Twee van de 34 aanvragen voor het Nationaal Groeifonds gaan over de binnenvaart: één voor de inzet van waterstof en één op basis van batterijen. De probleemstelling is volgens het CPB duidelijk: ‘De uitstoot van CO2, maar ook fijnstof en stikstof door de binnenvaart, is een probleem voor het klimaat én het milieu in bredere zin.’
‘Het grootste risico is dat de markt de investeringen na 2026 niet kan overnemen’, schrijft het CPB in haar analyse. ‘Met name omdat dieselolie voor gebruik in de binnenvaart nu nog is vrijgesteld van belastingen (elektriciteit wordt wel belast). Varen op fossiele brandstoffen is daarmee kostentechnisch aantrekkelijk.’ Iets soortgelijks zegt het CPB over de aanvraag voor scheepvaart op waterstof.
Het CPB zet voor de beoordeling in op maatregelen van de Europese Commissie om de CO2 voor grote binnenvaartschepen te laten beprijzen. Ook wil de Europese Commissie de accijnsvrijstelling opheffen. Maar dit is nog geen vaststaand beleid en blijft daarmee een risico, waarschuwt het CBP.
Toch krijgt de aanvraag voor Zero-emissie Binnenvaart, batterij-elektrisch, een bijdrage van 50 miljoen euro. Daarmee worden 14 docking stations aangelegd, 77 batterijen aangeschaft en 45 schepen vóór 2026 omgebouwd. De bedoeling is dat alleen op groene stroom wordt gevaren.
Emissieloos varen kan, schrijft de commissie, met investeringen in dockingstations, batterijcontainers en het ombouwen van schepen. Zo ontstaat er een rendabel en schaalbaar netwerk van open-toegankelijke laadinfrastructuur en energiecontainers. Scheepseigenaren betalen dan voor het gebruik.

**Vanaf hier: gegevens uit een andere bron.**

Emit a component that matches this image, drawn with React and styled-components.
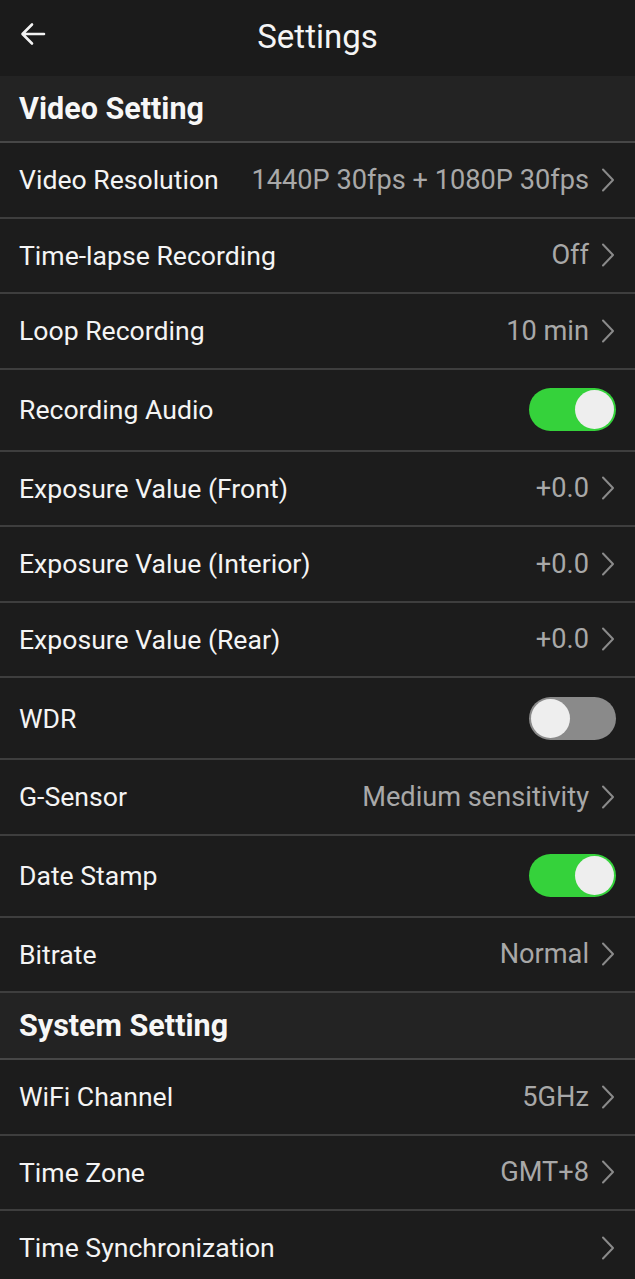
import React from "react";
import styled, { createGlobalStyle } from "styled-components";

const GlobalStyle = createGlobalStyle`
  html, body {
    margin: 0;
    padding: 0;
    background: #1c1c1c;
  }
  body {
    font-family: Roboto, "Noto Sans", "Liberation Sans", sans-serif;
  }
`;

// rows of the page, in order
const sections = [
  {
    title: "Video Setting",
    rows: [
      { label: "Video Resolution", value: "1440P 30fps + 1080P 30fps" },
      { label: "Time-lapse Recording", value: "Off" },
      { label: "Loop Recording", value: "10 min" },
      { label: "Recording Audio", toggle: true, on: true },
      { label: "Exposure Value (Front)", value: "+0.0" },
      { label: "Exposure Value (Interior)", value: "+0.0" },
      { label: "Exposure Value (Rear)", value: "+0.0" },
      { label: "WDR", toggle: true, on: false },
      { label: "G-Sensor", value: "Medium sensitivity" },
      { label: "Date Stamp", toggle: true, on: true },
      { label: "Bitrate", value: "Normal" },
    ],
  },
  {
    title: "System Setting",
    rows: [
      { label: "WiFi Channel", value: "5GHz" },
      { label: "Time Zone", value: "GMT+8" },
      { label: "Time Synchronization", value: "" },
    ],
  },
];

const Chevron = () => (
  <svg width="14" height="24" viewBox="0 0 14 24" fill="none">
    <path
      d="M2 1.5 L12 12 L2 22.5"
      stroke="#8a8a8a"
      strokeWidth="2"
      strokeLinecap="round"
      strokeLinejoin="round"
    />
  </svg>
);

const BackArrow = () => (
  <svg width="28" height="28" viewBox="0 0 28 28" fill="none">
    <path
      d="M25 14 H4 M13 4.5 L3.5 14 L13 23.5"
      stroke="#f2f2f2"
      strokeWidth="2.6"
      strokeLinecap="round"
      strokeLinejoin="round"
    />
  </svg>
);

const App = () => {
  return (
    <>
      <GlobalStyle />
      <Page>
        <Header>
          <BackButton>
            <BackArrow />
          </BackButton>
          <Title>Settings</Title>
        </Header>
        {sections.map(section => (
          <React.Fragment key={section.title}>
            <SectionHead>{section.title}</SectionHead>
            {section.rows.map(row => (
              <Row key={row.label} tall={row.toggle}>
                <Label>{row.label}</Label>
                {row.toggle ? (
                  <Toggle on={row.on}>
                    <Knob on={row.on} />
                  </Toggle>
                ) : (
                  <Right>
                    {row.value && <Value>{row.value}</Value>}
                    <Chevron />
                  </Right>
                )}
              </Row>
            ))}
          </React.Fragment>
        ))}
      </Page>
    </>
  );
};

export default App;

const Page = styled.div`
  width: 635px;
  height: 1279px;
  overflow: hidden;
  background: #1c1c1c;
  color: #f4f4f4;
`;

const Header = styled.div`
  height: 76px;
  position: relative;
  display: flex;
  align-items: center;
  justify-content: center;
  background: #1b1b1b;
`;

const BackButton = styled.div`
  position: absolute;
  left: 19px;
  top: 20px;
  display: flex;
`;

const Title = styled.div`
  font-size: 33px;
  font-weight: 400;
  color: #f4f4f4;
  margin-top: -4px;
`;

const SectionHead = styled.div`
  height: 65px;
  display: flex;
  align-items: center;
  padding: 0 19px;
  background: #232323;
  font-size: 30.5px;
  font-weight: 700;
  color: #f7f7f7;
  border-bottom: 2px solid #474747;
`;

const Row = styled.div`
  height: ${props => (props.tall ? "80px" : "73.5px")};
  display: flex;
  align-items: center;
  justify-content: space-between;
  padding: 0 20px 0 19px;
  border-bottom: 2px solid #3e3e3e;
  background: #1c1c1c;
`;

const Label = styled.div`
  font-size: 26.6px;
  color: #f4f4f4;
`;

const Right = styled.div`
  display: flex;
  align-items: center;
  gap: 12px;
`;

const Value = styled.div`
  font-size: 27.2px;
  color: #a8a8a8;
`;

const Toggle = styled.div`
  width: 87px;
  height: 43px;
  border-radius: 22px;
  background: ${props => (props.on ? "#35d23b" : "#8a8a8a")};
  position: relative;
  margin-right: -1px;
`;

const Knob = styled.div`
  position: absolute;
  top: 2px;
  left: ${props => (props.on ? "46px" : "2px")};
  width: 39px;
  height: 39px;
  border-radius: 50%;
  background: #eeeeee;
`;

De aanvraag van ruim 115 miljoen euro voor het ombouwen van twaalf schepen, het aanleggen van vier waterstof-vulstations en 118 containers voor gasvormige waterstof, haalt het niet. De commissie adviseert het kabinet negatief over deze aanvraag. De commissie vindt het voorstel niet voldoende onderbouwd. Het project heeft al wel subsidie uit andere fondsen gekregen.